EXERCISE GOAL: Reproduce the listing exactly, with no pictures in your copy.

INFORMATION PROVIDED:
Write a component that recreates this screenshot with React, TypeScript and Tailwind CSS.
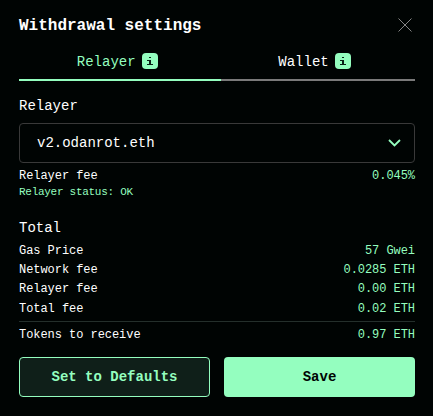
import React from "react";

type RowProps = { label: string; value: string; className: string };

function Row({ label, value, className }: RowProps) {
  return (
    <div className={`flex items-center justify-between text-[12px] tracking-[-0.05px] ${className}`}>
      <span className="text-white">{label}</span>
      <span className="text-[#94febf]">{value}</span>
    </div>
  );
}

function InfoBadge() {
  return (
    <span className="mb-[2px] flex h-4 w-4 items-center justify-center rounded-[4px] bg-[#94febf]">
      <svg width="16" height="16" viewBox="0 0 16 16" fill="#0a2016" shapeRendering="crispEdges">
        <rect x="7" y="4" width="2" height="1" />
        <rect x="5" y="7" width="4" height="1" />
        <rect x="7" y="8" width="2" height="3" />
        <rect x="5" y="11" width="6" height="1" />
      </svg>
    </span>
  );
}

export default function App() {
  return (
    <div className="h-[416px] w-[433px] bg-[#000403] pt-[15px] pr-[18px] pl-[19px] font-['Liberation_Mono',monospace] text-white">
      <header className="flex h-5 items-center justify-between">
        <h1 className="pt-[2px] text-[16px] leading-5 font-bold">Withdrawal settings</h1>
        <button className="pr-[3px]" aria-label="Close">
          <svg width="14" height="14" viewBox="0 0 14 14" className="block" fill="none" stroke="#858585" strokeWidth="1">
            <path d="M0.5 0.5L13.5 13.5M13.5 0.5L0.5 13.5" />
          </svg>
        </button>
      </header>

      <nav className="mt-[11px] flex h-[35px] text-[14px]">
        <div className="flex w-[202px] items-center justify-center gap-[6.6px] border-b-2 border-[#94febf] pr-[5px] pb-[1px] text-[#94febf]">
          Relayer
          <InfoBadge />
        </div>
        <div className="flex flex-1 items-center justify-center gap-[6px] border-b-2 border-[#7a7a7a] pr-[7px] pb-[1px]">
          Wallet
          <InfoBadge />
        </div>
      </nav>

      <div className="mt-[15px] h-[21px] text-[14px] leading-[21px]">Relayer</div>
      <div className="mt-[6px] flex h-10 items-center justify-between rounded-[4px] border border-[#393939] pr-[13px] pl-[17px] text-[14px]">
        <span>v2.odanrot.eth</span>
        <svg width="13" height="9" viewBox="0 0 13 9" fill="none" stroke="#94febf" strokeWidth="1.8">
          <path d="M1 1L6.5 6.5L12 1" />
        </svg>
      </div>
      <Row label="Relayer fee" value="0.045%" className="mt-[4px] h-[18px]" />
      <div className="-mt-px h-4 text-[11px] leading-4 tracking-[-0.28px] text-[#94febf]">Relayer status: OK</div>

      <div className="mt-[18px] h-[21px] text-[14px] leading-[21px]">Total</div>
      <Row label="Gas Price" value="57 Gwei" className="mt-[2px] h-[19px]" />
      <Row label="Network fee" value="0.0285 ETH" className="h-[19px]" />
      <Row label="Relayer fee" value="0.00 ETH" className="h-[19px]" />
      <Row label="Total fee" value="0.02 ETH" className="mt-px h-[20px]" />
      <Row label="Tokens to receive" value="0.97 ETH" className="mt-[2px] h-[26px] border-t border-[#242f2b]" />

      <footer className="mt-[10px] grid h-10 grid-cols-2 gap-[14px] text-[14px] font-bold">
        <button className="rounded-[4px] border border-[#94febf] bg-[#0f1f19] text-[#94febf]">
          Set to Defaults
        </button>
        <button className="rounded-[4px] bg-[#94febf] text-[#000403]">Save</button>
      </footer>
    </div>
  );
}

ANSWER:
Write a component that recreates this screenshot with React, TypeScript and Tailwind CSS.
import React from "react";

type RowProps = { label: string; value: string; className: string };

function Row({ label, value, className }: RowProps) {
  return (
    <div className={`flex items-center justify-between text-[12px] tracking-[-0.05px] ${className}`}>
      <span className="text-white">{label}</span>
      <span className="text-[#94febf]">{value}</span>
    </div>
  );
}

function InfoBadge() {
  return (
    <span className="mb-[2px] flex h-4 w-4 items-center justify-center rounded-[4px] bg-[#94febf]">
      <svg width="16" height="16" viewBox="0 0 16 16" fill="#0a2016" shapeRendering="crispEdges">
        <rect x="7" y="4" width="2" height="1" />
        <rect x="5" y="7" width="4" height="1" />
        <rect x="7" y="8" width="2" height="3" />
        <rect x="5" y="11" width="6" height="1" />
      </svg>
    </span>
  );
}

export default function App() {
  return (
    <div className="h-[416px] w-[433px] bg-[#000403] pt-[15px] pr-[18px] pl-[19px] font-['Liberation_Mono',monospace] text-white">
      <header className="flex h-5 items-center justify-between">
        <h1 className="pt-[2px] text-[16px] leading-5 font-bold">Withdrawal settings</h1>
        <button className="pr-[3px]" aria-label="Close">
          <svg width="14" height="14" viewBox="0 0 14 14" className="block" fill="none" stroke="#858585" strokeWidth="1">
            <path d="M0.5 0.5L13.5 13.5M13.5 0.5L0.5 13.5" />
          </svg>
        </button>
      </header>

      <nav className="mt-[11px] flex h-[35px] text-[14px]">
        <div className="flex w-[202px] items-center justify-center gap-[6.6px] border-b-2 border-[#94febf] pr-[5px] pb-[1px] text-[#94febf]">
          Relayer
          <InfoBadge />
        </div>
        <div className="flex flex-1 items-center justify-center gap-[6px] border-b-2 border-[#7a7a7a] pr-[7px] pb-[1px]">
          Wallet
          <InfoBadge />
        </div>
      </nav>

      <div className="mt-[15px] h-[21px] text-[14px] leading-[21px]">Relayer</div>
      <div className="mt-[6px] flex h-10 items-center justify-between rounded-[4px] border border-[#393939] pr-[13px] pl-[17px] text-[14px]">
        <span>v2.odanrot.eth</span>
        <svg width="13" height="9" viewBox="0 0 13 9" fill="none" stroke="#94febf" strokeWidth="1.8">
          <path d="M1 1L6.5 6.5L12 1" />
        </svg>
      </div>
      <Row label="Relayer fee" value="0.045%" className="mt-[4px] h-[18px]" />
      <div className="-mt-px h-4 text-[11px] leading-4 tracking-[-0.28px] text-[#94febf]">Relayer status: OK</div>

      <div className="mt-[18px] h-[21px] text-[14px] leading-[21px]">Total</div>
      <Row label="Gas Price" value="57 Gwei" className="mt-[2px] h-[19px]" />
      <Row label="Network fee" value="0.0285 ETH" className="h-[19px]" />
      <Row label="Relayer fee" value="0.00 ETH" className="h-[19px]" />
      <Row label="Total fee" value="0.02 ETH" className="mt-px h-[20px]" />
      <Row label="Tokens to receive" value="0.97 ETH" className="mt-[2px] h-[26px] border-t border-[#242f2b]" />

      <footer className="mt-[10px] grid h-10 grid-cols-2 gap-[14px] text-[14px] font-bold">
        <button className="rounded-[4px] border border-[#94febf] bg-[#0f1f19] text-[#94febf]">
          Set to Defaults
        </button>
        <button className="rounded-[4px] bg-[#94febf] text-[#000403]">Save</button>
      </footer>
    </div>
  );
}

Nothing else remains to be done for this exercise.